The existing crossing sees more than 8,000 trucks and 68,000 travelers daily and handles U.S.-Canada trade totaling $130 billion per year, according to officials.
Further complicating the issue is that, presently, the Detroit International Bridge Company does not have the required approvals begin building its proposed Ambassador twin span – an issue which Stamper dismissed as "red tape."
In March, the U.S. Coast Guard terminated the bridge application until the company could prove ownership of the span property, among other stipulations, and the project still requires a final environmental assessment from Canadian officials. The company is free to re-submit its Coast Guard application once it resolves the property issues.

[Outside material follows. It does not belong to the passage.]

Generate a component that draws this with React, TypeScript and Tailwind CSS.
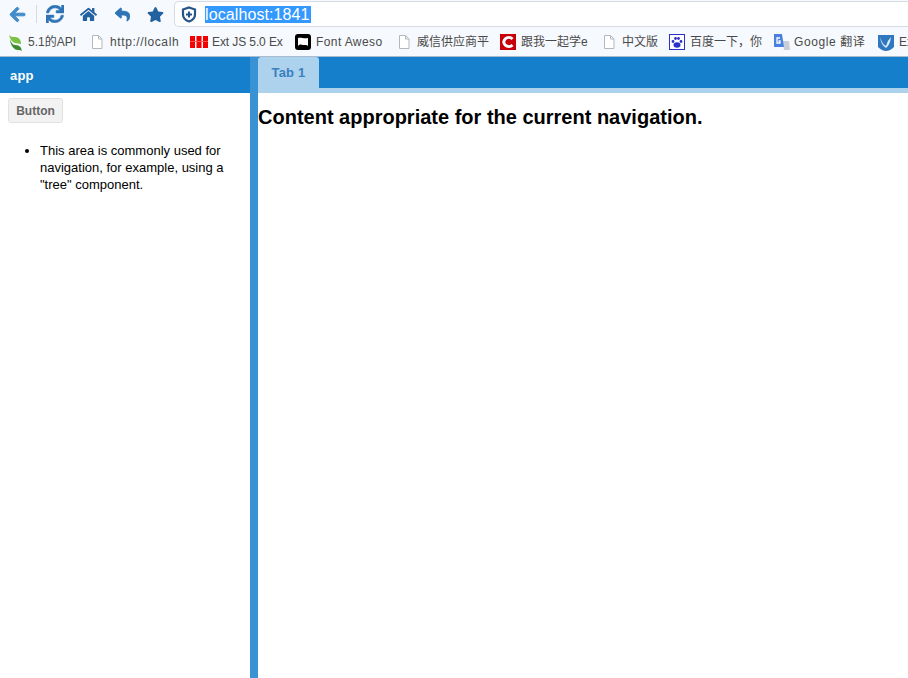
import { FaArrowLeft, FaHome, FaReply, FaStar, FaSync } from "react-icons/fa";

const cjk = "font-['Liberation_Sans','Noto_Sans_CJK_SC',sans-serif]";

function PageIcon() {
  return (
    <svg width="12" height="14" viewBox="0 0 12 14" className="shrink-0">
      <path d="M1.5 .5h6l3.500 3.500v9.500h-9.500z M7.500 .5v3.500h3.500" fill="#fff" stroke="#b4b8bc" />
    </svg>
  );
}

function Bookmark({ icon, label, width, track }: { icon: React.ReactNode; label: string; width: string; track: string }) {
  return (
    <div className={`flex items-center gap-[5px] shrink-0 ${width}`}>
      <div className="w-[16px] h-[16px] flex items-center justify-center shrink-0">{icon}</div>
      <span className={`text-[12px] text-[#4a4a4a] whitespace-nowrap ${track}`}>{label}</span>
    </div>
  );
}

export default function App() {
  return (
    <div className={`w-[908px] h-[678px] overflow-hidden bg-white flex flex-col ${cjk}`}>
      {/* browser toolbar */}
      <div className="h-[28px] bg-[#f6f9fd] flex items-center pl-[9px]">
        <FaArrowLeft className="text-[#3f8ccb] w-[17px] h-[17px]" stroke="currentColor" strokeWidth={30} />
        <div className="w-px h-[18px] bg-[#d5dbe2] ml-[10px] mr-[9px]" />
        <FaSync className="text-[#2f74b5] w-[18px] h-[18px]" stroke="currentColor" strokeWidth={16} />
        <FaHome className="text-[#22629f] w-[17px] h-[17px] ml-[16px]" />
        <FaReply className="text-[#2f74b5] w-[15px] h-[15px] ml-[18px]" stroke="currentColor" strokeWidth={20} />
        <FaStar className="text-[#22629f] w-[17px] h-[17px] ml-[17px]" />
        <div className="ml-[10px] flex-1 h-[26px] bg-white border border-[#d4dbe3] border-r-0 rounded-l-[5px] flex items-center pl-[6px]">
          <svg width="16" height="17" viewBox="0 0 16 17" className="shrink-0">
            <path d="M8 1.500l6 2v5c0 3.500-3 6-6 7-3-1-6-3.500-6-7v-5z" fill="#fff" stroke="#24558a" strokeWidth="2.200" />
            <path d="M8 5.500v6M5 8.500h6" stroke="#24558a" strokeWidth="2" />
          </svg>
          <span className="ml-[8px] bg-[#3399ff] text-white text-[16px] leading-[17px] w-[106px] whitespace-nowrap tracking-[0.1px]">
            localhost:1841
          </span>
        </div>
      </div>

      {/* bookmarks bar */}
      <div className="h-[29px] bg-[#f6f9fd] border-b border-[#a9bccd] flex items-center pl-[7px] overflow-hidden">
        <Bookmark
          width="w-[82px]"
          track="tracking-[0px]"
          label="5.1的API"
          icon={
            <svg width="15" height="17" viewBox="0 0 15 17">
              <path d="M1 1c1 4 3 7 6 8 2 .5 4 .5 6 1 0-4-2-7-6-7-2 0-4 0-6-2z" fill="#7cc242" />
              <path d="M2 5c1 4 3 6 5 6 3 0 5 1 6 3l1 3c-1-1-2-1-4-1-4 0-8-5-8-11z" fill="#3d8a2c" />
            </svg>
          }
        />
        <Bookmark width="w-[102px]" track="tracking-[0.6px]" label="http://localh" icon={<PageIcon />} />
        <Bookmark
          width="w-[104px]"
          track="tracking-[-0.1px]"
          label="Ext JS 5.0 Ex"
          icon={
            <svg width="18" height="12" viewBox="0 0 18 12" className="shrink-0 -ml-[1px]">
              <path d="M0 0h5v12h-5zM6.500 0h5v12h-5zM13 0h5v12h-5z" fill="#f40000" />
              <path d="M0 5h18v1h-18z" fill="#ff5050" />
            </svg>
          }
        />
        <Bookmark
          width="w-[101px]"
          track="tracking-[0.4px]"
          label="Font Aweso"
          icon={
            <svg width="16" height="16" viewBox="0 0 16 16">
              <rect width="16" height="16" rx="3" fill="#000" />
              <path d="M3 4c3-1 6 1 10 0v8c-2-2-3-.5-5-1s-3-1-5 1z" fill="#fff" />
            </svg>
          }
        />
        <Bookmark width="w-[104px]" track="tracking-[0px]" label="威信供应商平" icon={<PageIcon />} />
        <Bookmark
          width="w-[101px]"
          track="tracking-[0px]"
          label="跟我一起学e"
          icon={
            <svg width="16" height="16" viewBox="0 0 16 16">
              <rect width="16" height="16" fill="#c8000a" />
              <path d="M12.500 5a5 4.500 0 1 0 0 6" fill="none" stroke="#fff" strokeWidth="3" />
            </svg>
          }
        />
        <Bookmark width="w-[68px]" track="tracking-[0px]" label="中文版" icon={<PageIcon />} />
        <Bookmark
          width="w-[104px]"
          track="tracking-[0px]"
          label="百度一下，你"
          icon={
            <svg width="16" height="16" viewBox="0 0 16 16">
              <rect x=".5" y=".5" width="15" height="15" fill="#fff" stroke="#2a32c8" />
              <ellipse cx="8" cy="11" rx="3.500" ry="2.800" fill="#2a32c8" />
              <circle cx="4" cy="7.500" r="1.400" fill="#2a32c8" />
              <circle cx="6.500" cy="4.500" r="1.400" fill="#2a32c8" />
              <circle cx="9.500" cy="4.500" r="1.400" fill="#2a32c8" />
              <circle cx="12" cy="7.500" r="1.400" fill="#2a32c8" />
            </svg>
          }
        />
        <Bookmark
          width="w-[105px]"
          track="tracking-[0.6px]"
          label="Google 翻译"
          icon={
            <svg width="17" height="16" viewBox="0 0 17 16" className="shrink-0">
              <path d="M10 7h6l1 9h-6z" fill="#c9ced6" />
              <path d="M1 0h8l2 13h-10z" fill="#4a80e0" />
              <path d="M7 4h-3v5h3v-2h-1.500" fill="none" stroke="#fff" strokeWidth="1.300" />
            </svg>
          }
        />
        <Bookmark
          width="w-[40px]"
          track="tracking-[0px]"
          label="Ex"
          icon={
            <svg width="16" height="17" viewBox="0 0 16 17">
              <path d="M0 1h16v12q-4 4-8 4t-8-4z" fill="#2f78c0" />
              <path d="M2 3q2 7 6 9 1-5 5-9-1 8-5 11-5-3-6-11z" fill="#dcecf8" />
            </svg>
          }
        />
      </div>

      {/* app */}
      <div className="flex-1 flex min-h-0 font-['Liberation_Sans',sans-serif]">
        <aside className="w-[250px] shrink-0 flex flex-col">
          <div className="h-[36px] bg-[#157fcc] flex items-center pl-[10px] pt-[2px] text-white font-bold text-[13px] tracking-[0.2px]">
            app
          </div>
          <div className="pt-[5px] px-[8px]">
            <button className="block h-[25px] w-[55px] rounded-[3px] border border-[#e1e1e1] bg-[#f2f2f2] text-[#666] font-bold text-[12px]">
              Button
            </button>
            <ul className="list-disc mt-[19px] ml-[32px] mr-[10px] text-[13px] leading-[17px] text-black">
              <li>This area is commonly used for navigation, for example, using a "tree" component.</li>
            </ul>
          </div>
        </aside>
        <div className="w-[8px] shrink-0 bg-[#3892d4]" />
        <main className="flex-1 flex flex-col min-w-0">
          <div className="h-[31px] bg-[#157fcc] flex">
            <div className="w-[61px] bg-[#add2ed] rounded-t-[3px] flex items-center justify-center text-[#3a80c0] font-bold text-[13px] tracking-[0.2px]">
              Tab 1
            </div>
          </div>
          <div className="h-[5px] bg-[#add2ed]" />
          <h1 className="text-[20px] font-bold text-black leading-[23px] mt-[13px]">
            Content appropriate for the current navigation.
          </h1>
        </main>
      </div>
    </div>
  );
}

"The DRIC project is the only proposal that has received environmental clearances in both Canada and the United States and has the support of the mayors, communities, private sector users and governments in both countries," Kusie said.
Not dissuaded, Stamper said the Detroit International Bridge Company plans to move ahead on its Ambassador twin span project, regardless of the DRIC vote in the Michigan Senate.
"We don't think we're doing anything that we don't already have a right to do and expect to do, and in fact, have an obligation to do," Stamper said. "Is it greed to invest our own money and hope for and take the risk in our own return? I don't think that's greed. I think that's the American way."